I am running 2021.3.5

Custom Namespace

Yes we have workflows, but when the issues occures workflows doesnt even get triggred and I have not found any errors in sessions.

I have this switched on and dont see any errors.

The issue is random and right now I dont have the steps to reproduce it.

I am to check the code that send the post request. Maybe thats requests post body is screwed up and that why corteza`s service gets unresponsive due to some corner case in the data validation. I will update once I have somthing

@tjerman Updated to 2021.3.6.

The issue is still there. I have debug logs enabled but logs doesnt have much in them.
Maybe the workflows are hanging as I can seen lots of sessions that has started but did not complete or failled.

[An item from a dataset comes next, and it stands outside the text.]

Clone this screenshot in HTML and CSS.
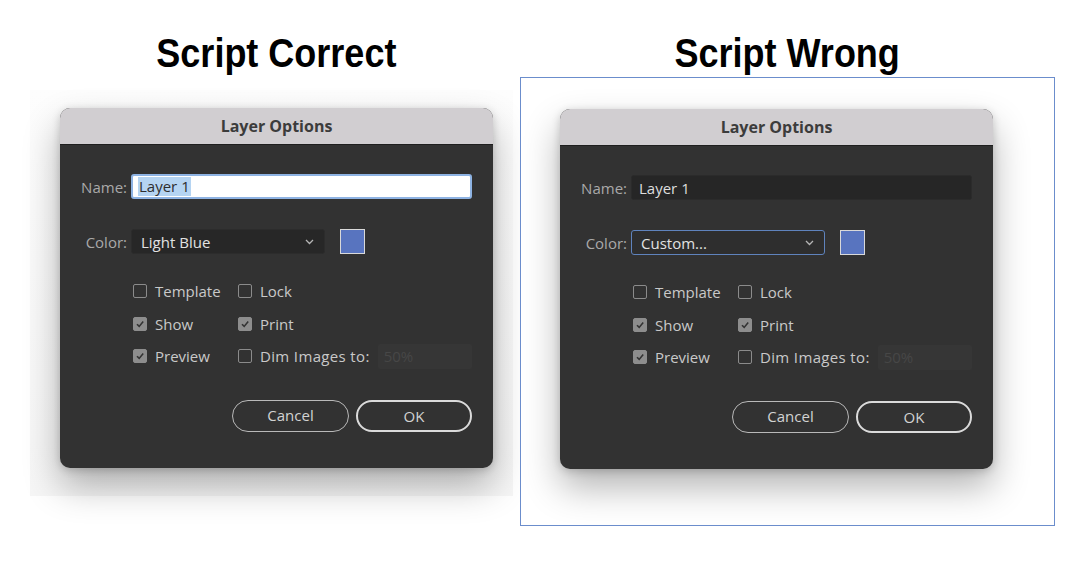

The workflow themselves are fine as I have tested them multiple times.
If the Automation/Workflow service hangs can type of issue happen?
The reason I think that the automatiom services hang because when this happens the prompts request fails.

is there a way to restart one service ?
This issue is really a blocker. It is so random that its hard to reproduce.

  • What are the status code and the error message of the failed prompt request?
  • Can you send me the server container logs when this happens in case I do see something interesting? You can use the message feature here.
  • Are you able to share with me an example of a workflow that hangs?
  • Are you able to create a new workflow (as small as possible) that would hang like this?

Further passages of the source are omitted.